- DATASET SECTION
+++
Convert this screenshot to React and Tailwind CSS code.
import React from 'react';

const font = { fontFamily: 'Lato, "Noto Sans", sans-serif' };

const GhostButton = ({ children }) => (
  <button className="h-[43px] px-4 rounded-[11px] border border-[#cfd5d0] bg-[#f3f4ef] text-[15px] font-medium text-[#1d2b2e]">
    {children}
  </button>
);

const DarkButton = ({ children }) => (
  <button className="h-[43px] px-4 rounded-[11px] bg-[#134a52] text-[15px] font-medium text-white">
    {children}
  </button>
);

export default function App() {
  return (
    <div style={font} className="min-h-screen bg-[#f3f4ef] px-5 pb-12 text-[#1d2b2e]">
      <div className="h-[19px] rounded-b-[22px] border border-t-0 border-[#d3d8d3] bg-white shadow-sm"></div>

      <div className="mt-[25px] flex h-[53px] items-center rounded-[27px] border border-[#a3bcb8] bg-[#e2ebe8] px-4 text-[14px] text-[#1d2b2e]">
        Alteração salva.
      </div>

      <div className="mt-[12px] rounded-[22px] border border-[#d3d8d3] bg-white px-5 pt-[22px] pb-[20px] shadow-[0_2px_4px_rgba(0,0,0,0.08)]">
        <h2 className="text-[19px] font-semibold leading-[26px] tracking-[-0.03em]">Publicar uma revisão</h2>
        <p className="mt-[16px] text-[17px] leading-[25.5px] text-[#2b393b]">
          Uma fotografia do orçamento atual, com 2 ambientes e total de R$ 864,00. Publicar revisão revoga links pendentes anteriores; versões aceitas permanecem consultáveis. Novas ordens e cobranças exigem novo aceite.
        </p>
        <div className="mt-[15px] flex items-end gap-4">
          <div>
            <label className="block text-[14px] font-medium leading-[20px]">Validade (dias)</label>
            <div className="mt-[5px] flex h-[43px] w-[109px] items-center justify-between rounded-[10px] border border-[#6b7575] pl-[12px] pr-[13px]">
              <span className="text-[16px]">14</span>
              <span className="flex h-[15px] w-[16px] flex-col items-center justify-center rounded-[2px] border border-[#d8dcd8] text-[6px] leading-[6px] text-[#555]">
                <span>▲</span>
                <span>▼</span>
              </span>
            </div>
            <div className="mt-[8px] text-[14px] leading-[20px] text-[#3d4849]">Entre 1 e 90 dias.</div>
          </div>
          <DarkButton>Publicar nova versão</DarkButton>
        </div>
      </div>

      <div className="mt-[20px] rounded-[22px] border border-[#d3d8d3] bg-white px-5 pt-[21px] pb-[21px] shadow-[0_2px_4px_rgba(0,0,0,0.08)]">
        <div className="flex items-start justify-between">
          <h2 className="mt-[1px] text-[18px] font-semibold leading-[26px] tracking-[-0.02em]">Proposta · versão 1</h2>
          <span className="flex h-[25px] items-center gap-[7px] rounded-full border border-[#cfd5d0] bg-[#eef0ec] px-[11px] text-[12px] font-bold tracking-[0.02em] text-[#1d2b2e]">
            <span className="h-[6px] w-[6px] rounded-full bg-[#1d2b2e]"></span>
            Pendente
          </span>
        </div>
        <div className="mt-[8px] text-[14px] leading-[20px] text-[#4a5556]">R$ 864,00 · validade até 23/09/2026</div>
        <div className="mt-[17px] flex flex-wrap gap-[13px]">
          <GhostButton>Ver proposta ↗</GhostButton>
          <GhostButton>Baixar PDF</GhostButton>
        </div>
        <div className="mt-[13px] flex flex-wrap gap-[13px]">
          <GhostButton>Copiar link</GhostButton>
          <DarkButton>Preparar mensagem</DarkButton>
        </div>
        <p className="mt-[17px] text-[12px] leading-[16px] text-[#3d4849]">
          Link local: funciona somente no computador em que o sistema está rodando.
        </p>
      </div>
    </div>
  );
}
+++
- PROBLEM TO SOLVE
Print the whole listing exactly as it is.

- ANSWER IN FULL
Convert this screenshot to React and Tailwind CSS code.
import React from 'react';

const font = { fontFamily: 'Lato, "Noto Sans", sans-serif' };

const GhostButton = ({ children }) => (
  <button className="h-[43px] px-4 rounded-[11px] border border-[#cfd5d0] bg-[#f3f4ef] text-[15px] font-medium text-[#1d2b2e]">
    {children}
  </button>
);

const DarkButton = ({ children }) => (
  <button className="h-[43px] px-4 rounded-[11px] bg-[#134a52] text-[15px] font-medium text-white">
    {children}
  </button>
);

export default function App() {
  return (
    <div style={font} className="min-h-screen bg-[#f3f4ef] px-5 pb-12 text-[#1d2b2e]">
      <div className="h-[19px] rounded-b-[22px] border border-t-0 border-[#d3d8d3] bg-white shadow-sm"></div>

      <div className="mt-[25px] flex h-[53px] items-center rounded-[27px] border border-[#a3bcb8] bg-[#e2ebe8] px-4 text-[14px] text-[#1d2b2e]">
        Alteração salva.
      </div>

      <div className="mt-[12px] rounded-[22px] border border-[#d3d8d3] bg-white px-5 pt-[22px] pb-[20px] shadow-[0_2px_4px_rgba(0,0,0,0.08)]">
        <h2 className="text-[19px] font-semibold leading-[26px] tracking-[-0.03em]">Publicar uma revisão</h2>
        <p className="mt-[16px] text-[17px] leading-[25.5px] text-[#2b393b]">
          Uma fotografia do orçamento atual, com 2 ambientes e total de R$ 864,00. Publicar revisão revoga links pendentes anteriores; versões aceitas permanecem consultáveis. Novas ordens e cobranças exigem novo aceite.
        </p>
        <div className="mt-[15px] flex items-end gap-4">
          <div>
            <label className="block text-[14px] font-medium leading-[20px]">Validade (dias)</label>
            <div className="mt-[5px] flex h-[43px] w-[109px] items-center justify-between rounded-[10px] border border-[#6b7575] pl-[12px] pr-[13px]">
              <span className="text-[16px]">14</span>
              <span className="flex h-[15px] w-[16px] flex-col items-center justify-center rounded-[2px] border border-[#d8dcd8] text-[6px] leading-[6px] text-[#555]">
                <span>▲</span>
                <span>▼</span>
              </span>
            </div>
            <div className="mt-[8px] text-[14px] leading-[20px] text-[#3d4849]">Entre 1 e 90 dias.</div>
          </div>
          <DarkButton>Publicar nova versão</DarkButton>
        </div>
      </div>

      <div className="mt-[20px] rounded-[22px] border border-[#d3d8d3] bg-white px-5 pt-[21px] pb-[21px] shadow-[0_2px_4px_rgba(0,0,0,0.08)]">
        <div className="flex items-start justify-between">
          <h2 className="mt-[1px] text-[18px] font-semibold leading-[26px] tracking-[-0.02em]">Proposta · versão 1</h2>
          <span className="flex h-[25px] items-center gap-[7px] rounded-full border border-[#cfd5d0] bg-[#eef0ec] px-[11px] text-[12px] font-bold tracking-[0.02em] text-[#1d2b2e]">
            <span className="h-[6px] w-[6px] rounded-full bg-[#1d2b2e]"></span>
            Pendente
          </span>
        </div>
        <div className="mt-[8px] text-[14px] leading-[20px] text-[#4a5556]">R$ 864,00 · validade até 23/09/2026</div>
        <div className="mt-[17px] flex flex-wrap gap-[13px]">
          <GhostButton>Ver proposta ↗</GhostButton>
          <GhostButton>Baixar PDF</GhostButton>
        </div>
        <div className="mt-[13px] flex flex-wrap gap-[13px]">
          <GhostButton>Copiar link</GhostButton>
          <DarkButton>Preparar mensagem</DarkButton>
        </div>
        <p className="mt-[17px] text-[12px] leading-[16px] text-[#3d4849]">
          Link local: funciona somente no computador em que o sistema está rodando.
        </p>
      </div>
    </div>
  );
}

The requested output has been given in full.